Top Three Innovations to Improve Home Efficiency

Metro Editorial
Posted

Our homes are a great measuring stick of how far we've progressed in the past 20 years, especially when it comes to their efficiency in terms of saving us energy and money.

Here are the top three innovative technologies that can improve the efficiency of our homes:

Home Automation

* It wasn't that long ago that an automated home was a focus of science fiction. Today, adding the convenience and control of our indoor climate, lighting, electronic media and home security is increasingly affordable and accessible through home PCs, smart phone and tablet applications. With home monitoring systems, you can track energy and water usage in real time, spot key sources of energy loss and make immediate adjustments.

Insulation

* If your home is more than 10 years old, there's a good chance it has fiberglass or cellulose insulation behind its walls. While these were once the insulations of choice, there are many holes in these technologies. Since they are difficult to install perfectly and can sag or settle over time, they can leave gaps and seams. It's like leaving a window open 24 hours a day in the freezing cold.

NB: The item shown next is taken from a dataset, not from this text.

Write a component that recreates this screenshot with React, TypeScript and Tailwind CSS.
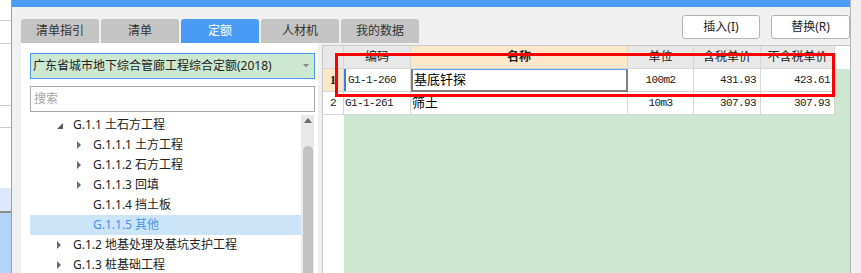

* Experts remind us that insulation advancements (like those from leading innovator Icynene) have brought us spray foam insulation options that won't settle, sag or leave any gaps. Spray foam acts as an air barrier and can deliver up to 50 percent energy savings over older insulation options, while making our homes healthier, quieter and more comfortable. You can compare insulation options at www.icynene.com.

Appliances and HVAC

* Appliances and heating/cooling systems are essential in American homes -- and not surprisingly, they are constantly undergoing improvements. New energy-efficient refrigerators use less than half the energy of models that are 12 years old and use 75 percent less energy than those produced in the late 1970s (Source: National Resources Defense Council).

* If you have a conventional natural-draft furnace made before 1992, it might only operate between 55 to 78 percent efficiency. Upgrading to a new induced-draft condensing furnace can increase efficiency to above 90 percent as a result of more efficient heat exchangers and electronic ignition (Source: Mother Earth News).